* [The data]
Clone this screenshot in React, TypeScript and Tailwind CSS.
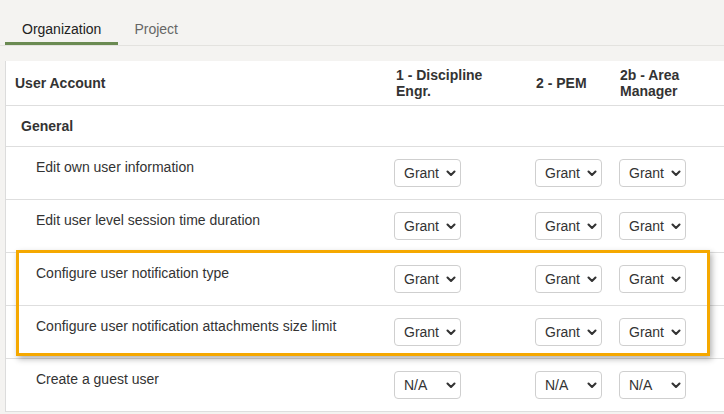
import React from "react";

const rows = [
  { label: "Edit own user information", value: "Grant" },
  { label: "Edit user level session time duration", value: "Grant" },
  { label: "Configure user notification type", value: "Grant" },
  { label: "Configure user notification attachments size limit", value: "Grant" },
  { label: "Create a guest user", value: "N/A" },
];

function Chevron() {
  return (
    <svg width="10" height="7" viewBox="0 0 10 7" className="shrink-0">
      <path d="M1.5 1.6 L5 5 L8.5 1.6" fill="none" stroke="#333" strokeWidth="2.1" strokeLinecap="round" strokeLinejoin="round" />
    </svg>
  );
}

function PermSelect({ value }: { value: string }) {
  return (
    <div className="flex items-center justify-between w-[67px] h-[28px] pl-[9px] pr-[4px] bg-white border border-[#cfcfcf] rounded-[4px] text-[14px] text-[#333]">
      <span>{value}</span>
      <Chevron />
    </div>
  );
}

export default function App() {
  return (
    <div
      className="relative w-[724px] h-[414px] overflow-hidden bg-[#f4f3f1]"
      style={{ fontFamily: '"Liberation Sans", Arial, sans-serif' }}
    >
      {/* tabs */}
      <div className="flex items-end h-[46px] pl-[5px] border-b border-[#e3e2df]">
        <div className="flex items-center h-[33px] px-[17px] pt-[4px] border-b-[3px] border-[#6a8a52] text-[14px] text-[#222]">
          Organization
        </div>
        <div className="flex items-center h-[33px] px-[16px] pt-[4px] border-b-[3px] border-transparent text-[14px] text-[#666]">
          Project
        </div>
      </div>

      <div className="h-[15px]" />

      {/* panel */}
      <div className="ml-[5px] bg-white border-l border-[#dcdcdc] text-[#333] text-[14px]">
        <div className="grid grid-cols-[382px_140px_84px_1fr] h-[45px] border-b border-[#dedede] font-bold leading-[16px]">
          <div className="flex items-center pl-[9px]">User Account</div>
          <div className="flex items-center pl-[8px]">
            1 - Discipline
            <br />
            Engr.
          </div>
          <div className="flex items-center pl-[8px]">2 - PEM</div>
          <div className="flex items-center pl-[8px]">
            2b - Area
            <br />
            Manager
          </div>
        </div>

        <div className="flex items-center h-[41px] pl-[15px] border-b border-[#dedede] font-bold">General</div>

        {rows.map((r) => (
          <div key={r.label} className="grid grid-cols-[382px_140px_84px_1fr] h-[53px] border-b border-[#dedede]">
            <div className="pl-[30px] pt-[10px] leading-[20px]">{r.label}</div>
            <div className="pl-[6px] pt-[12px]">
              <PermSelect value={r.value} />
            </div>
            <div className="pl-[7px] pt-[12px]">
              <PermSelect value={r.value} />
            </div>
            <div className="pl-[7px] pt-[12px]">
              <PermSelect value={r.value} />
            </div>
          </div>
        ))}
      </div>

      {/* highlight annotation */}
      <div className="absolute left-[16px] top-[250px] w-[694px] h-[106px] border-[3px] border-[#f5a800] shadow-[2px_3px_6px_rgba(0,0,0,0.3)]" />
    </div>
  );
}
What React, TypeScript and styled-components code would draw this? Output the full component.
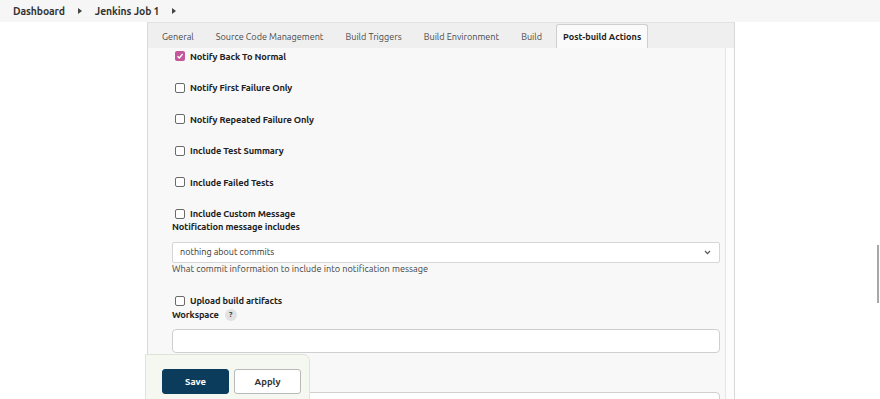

* [Stated goal] Omit the pictures. Output every record above word for word.

* [Reply]
Clone this screenshot in React, TypeScript and Tailwind CSS.
import React from "react";

const rows = [
  { label: "Edit own user information", value: "Grant" },
  { label: "Edit user level session time duration", value: "Grant" },
  { label: "Configure user notification type", value: "Grant" },
  { label: "Configure user notification attachments size limit", value: "Grant" },
  { label: "Create a guest user", value: "N/A" },
];

function Chevron() {
  return (
    <svg width="10" height="7" viewBox="0 0 10 7" className="shrink-0">
      <path d="M1.5 1.6 L5 5 L8.5 1.6" fill="none" stroke="#333" strokeWidth="2.1" strokeLinecap="round" strokeLinejoin="round" />
    </svg>
  );
}

function PermSelect({ value }: { value: string }) {
  return (
    <div className="flex items-center justify-between w-[67px] h-[28px] pl-[9px] pr-[4px] bg-white border border-[#cfcfcf] rounded-[4px] text-[14px] text-[#333]">
      <span>{value}</span>
      <Chevron />
    </div>
  );
}

export default function App() {
  return (
    <div
      className="relative w-[724px] h-[414px] overflow-hidden bg-[#f4f3f1]"
      style={{ fontFamily: '"Liberation Sans", Arial, sans-serif' }}
    >
      {/* tabs */}
      <div className="flex items-end h-[46px] pl-[5px] border-b border-[#e3e2df]">
        <div className="flex items-center h-[33px] px-[17px] pt-[4px] border-b-[3px] border-[#6a8a52] text-[14px] text-[#222]">
          Organization
        </div>
        <div className="flex items-center h-[33px] px-[16px] pt-[4px] border-b-[3px] border-transparent text-[14px] text-[#666]">
          Project
        </div>
      </div>

      <div className="h-[15px]" />

      {/* panel */}
      <div className="ml-[5px] bg-white border-l border-[#dcdcdc] text-[#333] text-[14px]">
        <div className="grid grid-cols-[382px_140px_84px_1fr] h-[45px] border-b border-[#dedede] font-bold leading-[16px]">
          <div className="flex items-center pl-[9px]">User Account</div>
          <div className="flex items-center pl-[8px]">
            1 - Discipline
            <br />
            Engr.
          </div>
          <div className="flex items-center pl-[8px]">2 - PEM</div>
          <div className="flex items-center pl-[8px]">
            2b - Area
            <br />
            Manager
          </div>
        </div>

        <div className="flex items-center h-[41px] pl-[15px] border-b border-[#dedede] font-bold">General</div>

        {rows.map((r) => (
          <div key={r.label} className="grid grid-cols-[382px_140px_84px_1fr] h-[53px] border-b border-[#dedede]">
            <div className="pl-[30px] pt-[10px] leading-[20px]">{r.label}</div>
            <div className="pl-[6px] pt-[12px]">
              <PermSelect value={r.value} />
            </div>
            <div className="pl-[7px] pt-[12px]">
              <PermSelect value={r.value} />
            </div>
            <div className="pl-[7px] pt-[12px]">
              <PermSelect value={r.value} />
            </div>
          </div>
        ))}
      </div>

      {/* highlight annotation */}
      <div className="absolute left-[16px] top-[250px] w-[694px] h-[106px] border-[3px] border-[#f5a800] shadow-[2px_3px_6px_rgba(0,0,0,0.3)]" />
    </div>
  );
}
What React, TypeScript and styled-components code would draw this? Output the full component.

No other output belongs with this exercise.